>> Begin
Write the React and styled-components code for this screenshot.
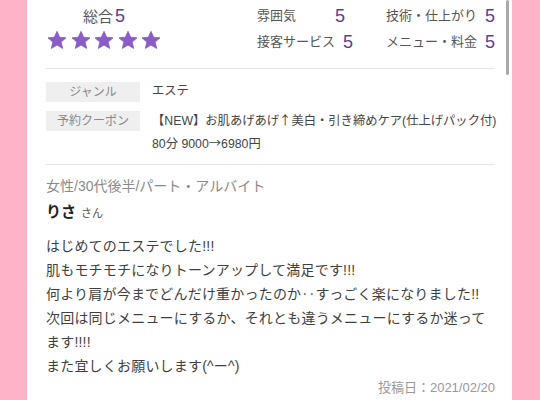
import React from 'react';
import styled, {createGlobalStyle} from 'styled-components';

const GlobalStyle = createGlobalStyle`
  html, body {
    margin: 0;
    padding: 0;
    background: #ffb3c9;
  }
  body {
    font-family: "Liberation Sans", "Noto Sans CJK JP", sans-serif;
    color: #444;
  }
`

const ratings = [
    {label: '雰囲気', score: 5},
    {label: '技術・仕上がり', score: 5},
    {label: '接客サービス', score: 5},
    {label: 'メニュー・料金', score: 5},
];

const bodyLines = [
    'はじめてのエステでした!!!',
    '肌もモチモチになりトーンアップして満足です!!!',
    '何より肩が今までどんだけ重かったのか‥すっごく楽になりました!!',
    '次回は同じメニューにするか、それとも違うメニューにするか迷って',
    'ます!!!!',
    'また宜しくお願いします(^ー^)',
];

const Star = () => (
    <svg width="20" height="20" viewBox="0 0 24 24">
        <path
            d="M12 1.6l3.2 7.1 7.6.7-5.8 5.1 1.8 7.6L12 18.1l-6.8 4 1.8-7.6-5.8-5.1 7.6-.7z"
            fill="#8a5cc6"
            stroke="#8a5cc6"
            strokeWidth="1"
            strokeLinejoin="round"
        />
    </svg>
);

const App = () => {
    return (
        <>
            <GlobalStyle/>
            <Page>
                <Panel>
                    <ScrollThumb/>
                    <Summary>
                        <Overall>
                            <OverallTitle>総合<Score>5</Score></OverallTitle>
                            <Stars>
                                {[0, 1, 2, 3, 4].map(i => <Star key={i}/>)}
                            </Stars>
                        </Overall>
                        <Ratings>
                            {ratings.map((r, i) => (
                                <RatingItem key={r.label} wide={i % 2 === 1}>
                                    <span>{r.label}</span>
                                    <Score>{r.score}</Score>
                                </RatingItem>
                            ))}
                        </Ratings>
                    </Summary>

                    <InfoTable>
                        <InfoRow>
                            <InfoLabel>ジャンル</InfoLabel>
                            <InfoValue>エステ</InfoValue>
                        </InfoRow>
                        <InfoRow>
                            <InfoLabel>予約クーポン</InfoLabel>
                            <InfoValue>
                                <Line>【NEW】お肌あげあげ<Arrow>↑</Arrow>美白・引き締めケア(仕上げパック付)</Line>
                                <Line>80分 9000<Arrow>→</Arrow>6980円</Line>
                            </InfoValue>
                        </InfoRow>
                    </InfoTable>

                    <Review>
                        <Meta>女性/30代後半/パート・アルバイト</Meta>
                        <Name>りさ<Honorific>さん</Honorific></Name>
                        <Body>
                            {bodyLines.map((line, i) => <div key={i}>{line}</div>)}
                        </Body>
                        <PostDate>投稿日：2021/02/20</PostDate>
                    </Review>
                </Panel>
            </Page>
        </>
    );
};

const Page = styled.div`
  display: flex;
  height: 400px;
  padding-left: 27px;
  overflow: hidden;
`
const Panel = styled.div`
  position: relative;
  width: 485px;
  height: 400px;
  box-sizing: border-box;
  background: #fff;
  padding: 0 17px 0 19px;
`
const ScrollThumb = styled.div`
  position: absolute;
  left: 479px;
  top: 0;
  width: 3px;
  height: 75px;
  border-radius: 2px;
  background: #a9a9a9;
`
const Summary = styled.div`
  display: flex;
  justify-content: space-between;
  align-items: flex-start;
  height: 62px;
  padding-top: 6px;
  border-bottom: 1px solid #e6e6e6;
`
const Overall = styled.div`
  display: flex;
  flex-direction: column;
  align-items: center;
  width: 116px;
`
const OverallTitle = styled.div`
  font-size: 15px;
  line-height: 20px;
  color: #555;
`
const Score = styled.span`
  font-family: "Liberation Sans", "Noto Sans", sans-serif;
  font-size: 18px;
  color: #5b3e98;
  margin-left: 2px;
`
const Stars = styled.div`
  display: flex;
  gap: 3.5px;
  margin-top: 3px;
  height: 20px;
`
const Ratings = styled.div`
  display: grid;
  grid-template-columns: 88px 102px;
  column-gap: 48px;
  row-gap: 6px;
`
const RatingItem = styled.div`
  display: flex;
  justify-content: ${(props) => (props.wide ? 'flex-end' : 'space-between')};
  align-items: center;
  gap: 6px;
  font-size: 13px;
  line-height: 20px;
  color: #555;
  white-space: nowrap;
`
const InfoTable = styled.div`
  display: flex;
  flex-direction: column;
  gap: 9px;
  padding: 13px 0 8px;
  border-bottom: 1px solid #e6e6e6;
`
const InfoRow = styled.div`
  display: flex;
  align-items: flex-start;
  gap: 12px;
`
const InfoLabel = styled.div`
  flex: 0 0 94px;
  height: 20px;
  line-height: 20px;
  background: #efefef;
  color: #888;
  font-size: 12px;
  text-align: center;
`
const InfoValue = styled.div`
  font-size: 12.3px;
  margin-top: -1px;
  color: #444;
  white-space: nowrap;
`
const Line = styled.div`
  height: 23px;
  line-height: 23px;
`
const Arrow = styled.span`
  font-family: "Noto Sans CJK JP", sans-serif;
  line-height: 1;
`
const Review = styled.div`
  display: flex;
  flex-direction: column;
  padding-top: 11px;
`
const Meta = styled.div`
  font-size: 14px;
  line-height: 20px;
  color: #8a8a8a;
`
const Name = styled.div`
  margin-top: 6px;
  font-size: 15px;
  font-weight: 700;
  line-height: 20px;
  color: #222;
`
const Honorific = styled.span`
  font-size: 11px;
  font-weight: 400;
  color: #555;
  margin-left: 5px;
`
const Body = styled.div`
  margin-top: 11px;
  font-size: 14px;
  letter-spacing: 0.2px;
  line-height: 24px;
  color: #3f3f3f;
  white-space: nowrap;
`
const PostDate = styled.div`
  align-self: flex-end;
  font-size: 13px;
  line-height: 20px;
  color: #999;
`

export default App;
>> End
* Written instruction
Reproduce the material word for word. Any pictures should be left out of the copy.

* Response below
Write the React and styled-components code for this screenshot.
import React from 'react';
import styled, {createGlobalStyle} from 'styled-components';

const GlobalStyle = createGlobalStyle`
  html, body {
    margin: 0;
    padding: 0;
    background: #ffb3c9;
  }
  body {
    font-family: "Liberation Sans", "Noto Sans CJK JP", sans-serif;
    color: #444;
  }
`

const ratings = [
    {label: '雰囲気', score: 5},
    {label: '技術・仕上がり', score: 5},
    {label: '接客サービス', score: 5},
    {label: 'メニュー・料金', score: 5},
];

const bodyLines = [
    'はじめてのエステでした!!!',
    '肌もモチモチになりトーンアップして満足です!!!',
    '何より肩が今までどんだけ重かったのか‥すっごく楽になりました!!',
    '次回は同じメニューにするか、それとも違うメニューにするか迷って',
    'ます!!!!',
    'また宜しくお願いします(^ー^)',
];

const Star = () => (
    <svg width="20" height="20" viewBox="0 0 24 24">
        <path
            d="M12 1.6l3.2 7.1 7.6.7-5.8 5.1 1.8 7.6L12 18.1l-6.8 4 1.8-7.6-5.8-5.1 7.6-.7z"
            fill="#8a5cc6"
            stroke="#8a5cc6"
            strokeWidth="1"
            strokeLinejoin="round"
        />
    </svg>
);

const App = () => {
    return (
        <>
            <GlobalStyle/>
            <Page>
                <Panel>
                    <ScrollThumb/>
                    <Summary>
                        <Overall>
                            <OverallTitle>総合<Score>5</Score></OverallTitle>
                            <Stars>
                                {[0, 1, 2, 3, 4].map(i => <Star key={i}/>)}
                            </Stars>
                        </Overall>
                        <Ratings>
                            {ratings.map((r, i) => (
                                <RatingItem key={r.label} wide={i % 2 === 1}>
                                    <span>{r.label}</span>
                                    <Score>{r.score}</Score>
                                </RatingItem>
                            ))}
                        </Ratings>
                    </Summary>

                    <InfoTable>
                        <InfoRow>
                            <InfoLabel>ジャンル</InfoLabel>
                            <InfoValue>エステ</InfoValue>
                        </InfoRow>
                        <InfoRow>
                            <InfoLabel>予約クーポン</InfoLabel>
                            <InfoValue>
                                <Line>【NEW】お肌あげあげ<Arrow>↑</Arrow>美白・引き締めケア(仕上げパック付)</Line>
                                <Line>80分 9000<Arrow>→</Arrow>6980円</Line>
                            </InfoValue>
                        </InfoRow>
                    </InfoTable>

                    <Review>
                        <Meta>女性/30代後半/パート・アルバイト</Meta>
                        <Name>りさ<Honorific>さん</Honorific></Name>
                        <Body>
                            {bodyLines.map((line, i) => <div key={i}>{line}</div>)}
                        </Body>
                        <PostDate>投稿日：2021/02/20</PostDate>
                    </Review>
                </Panel>
            </Page>
        </>
    );
};

const Page = styled.div`
  display: flex;
  height: 400px;
  padding-left: 27px;
  overflow: hidden;
`
const Panel = styled.div`
  position: relative;
  width: 485px;
  height: 400px;
  box-sizing: border-box;
  background: #fff;
  padding: 0 17px 0 19px;
`
const ScrollThumb = styled.div`
  position: absolute;
  left: 479px;
  top: 0;
  width: 3px;
  height: 75px;
  border-radius: 2px;
  background: #a9a9a9;
`
const Summary = styled.div`
  display: flex;
  justify-content: space-between;
  align-items: flex-start;
  height: 62px;
  padding-top: 6px;
  border-bottom: 1px solid #e6e6e6;
`
const Overall = styled.div`
  display: flex;
  flex-direction: column;
  align-items: center;
  width: 116px;
`
const OverallTitle = styled.div`
  font-size: 15px;
  line-height: 20px;
  color: #555;
`
const Score = styled.span`
  font-family: "Liberation Sans", "Noto Sans", sans-serif;
  font-size: 18px;
  color: #5b3e98;
  margin-left: 2px;
`
const Stars = styled.div`
  display: flex;
  gap: 3.5px;
  margin-top: 3px;
  height: 20px;
`
const Ratings = styled.div`
  display: grid;
  grid-template-columns: 88px 102px;
  column-gap: 48px;
  row-gap: 6px;
`
const RatingItem = styled.div`
  display: flex;
  justify-content: ${(props) => (props.wide ? 'flex-end' : 'space-between')};
  align-items: center;
  gap: 6px;
  font-size: 13px;
  line-height: 20px;
  color: #555;
  white-space: nowrap;
`
const InfoTable = styled.div`
  display: flex;
  flex-direction: column;
  gap: 9px;
  padding: 13px 0 8px;
  border-bottom: 1px solid #e6e6e6;
`
const InfoRow = styled.div`
  display: flex;
  align-items: flex-start;
  gap: 12px;
`
const InfoLabel = styled.div`
  flex: 0 0 94px;
  height: 20px;
  line-height: 20px;
  background: #efefef;
  color: #888;
  font-size: 12px;
  text-align: center;
`
const InfoValue = styled.div`
  font-size: 12.3px;
  margin-top: -1px;
  color: #444;
  white-space: nowrap;
`
const Line = styled.div`
  height: 23px;
  line-height: 23px;
`
const Arrow = styled.span`
  font-family: "Noto Sans CJK JP", sans-serif;
  line-height: 1;
`
const Review = styled.div`
  display: flex;
  flex-direction: column;
  padding-top: 11px;
`
const Meta = styled.div`
  font-size: 14px;
  line-height: 20px;
  color: #8a8a8a;
`
const Name = styled.div`
  margin-top: 6px;
  font-size: 15px;
  font-weight: 700;
  line-height: 20px;
  color: #222;
`
const Honorific = styled.span`
  font-size: 11px;
  font-weight: 400;
  color: #555;
  margin-left: 5px;
`
const Body = styled.div`
  margin-top: 11px;
  font-size: 14px;
  letter-spacing: 0.2px;
  line-height: 24px;
  color: #3f3f3f;
  white-space: nowrap;
`
const PostDate = styled.div`
  align-self: flex-end;
  font-size: 13px;
  line-height: 20px;
  color: #999;
`

export default App;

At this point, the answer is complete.